Liquidity remained sufficient, with cash on hand at $265.5 million sufficiently covering its $40 million convertible notes (conversion price of $10.675 per share).
For 4Q12 it guided sales of $235 million to $250 million with slightly lower gross margins of 30.5% (due to reduced telecom prices). Operating expenses should be ~$56.8 million, and Non-GAAP earnings per diluted share are expected to be $0.15 to $0.19 a share.
Competition
Finisar’s two main competitors are JDS Uniphase Corp (NASDAQ:JDSU) and Ciena Corporation (NASDAQ:CIEN).
Uniphase is a provider of communications test and measurement solutions and optical products for telecommunications service providers, wireless operators, cable operators, and network equipment manufacturers. On March 8, Uniphase acquired Arieso, which is a global leader in location-aware software solutions that enables mobile network operators to boost 2G, 3G and 4G network performance, for $85 million in cash. The acquisition complements Uniphase’s open software platform, PacketPortal, creating a competitive advantage for mobile network operators and equipment manufacturers seeking a more cost-effective way to improve mobile service and reduce churn.
Ciena Corporation (NASDAQ:CIEN), which provides communications networking equipment, software, and services that support the transport, switching, aggregation, and management of voice, video, and data traffic worldwide, reported better than expected 1Q12 results on March 8. Stripping out one-time items, the company swung to a surprise per-share profit, sending shares up 7.2% to $16.02 in premarket trading. In the past couple of years, Ciena Corporation (NASDAQ:CIEN) has faced losses due to rising expenses and integration-related costs. However, it started working its way up profitability following its 2010 purchase of Nortel Networks Corp.’s data and voice traffic transmission business, which doubled its workforce.
Conclusion
Finisar was recently downgraded by Jefferies, which changed its rating to underperform. According to Jefferies analyst James Kisner, the availability of silicon-photonics technology, which would enable a higher rate of data transfer and make optical components obsolete, was posing a serious threat to Finisar Corporation (NASDAQ:FNSR)’s sales. As a result, according to him, companies like Cisco (which contributed to more than 10% of Finisar’s FY12 revenues) and others are likely to be bigger threats to Finisar in the near term as these companies resort to vertical integration and launch competing silicon photonics-based transceivers. When Chairman Jerry Rawls was questioned regarding this issue at the earnings call, he replied saying that he did not consider it as a major threat but only a technology that they had not used until now because it was not economical.
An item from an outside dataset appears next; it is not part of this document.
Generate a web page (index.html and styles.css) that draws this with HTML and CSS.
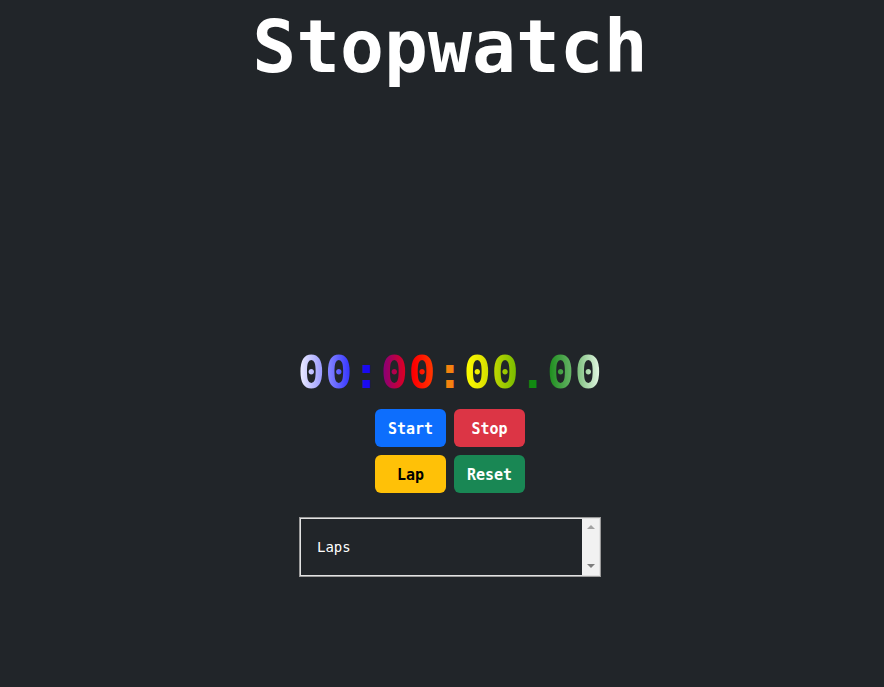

He mentioned that the company was open to using it in its products in the future.
The telecom-equipment space has been struggling as the number of big potential customers has been shrinking and some have been keeping a tight grip on spending. But, investment in new technology and infrastructure have helped some of the companies improve their profitability, including Ciena Corporation (NASDAQ:CIEN). Similarly, Finisar has added some momentum and is turning around its business by upgrading its offerings, and has had a better performance than Uniphase in its second quarter. Finisar Corporation (NASDAQ:FNSR)’s new products are increasingly being accepted as corroborated by design wins and market share gains. Also, revenues should benefit from the sale of components for cloud infrastructure. Furthermore, it expects to benefit from increased leverage at its new Wuxi factory, which will provide it with room for expansion and add new equipment, production lines, and an increase in capacity.
In my opinion, despite Finisar having lower operating margins vs. its peers, its metrics are still stronger. It is well-positioned with its broad product line, extensive customer engagement, profitable vertically integrated business model and strong balance sheet to capitalize on the growing market opportunity.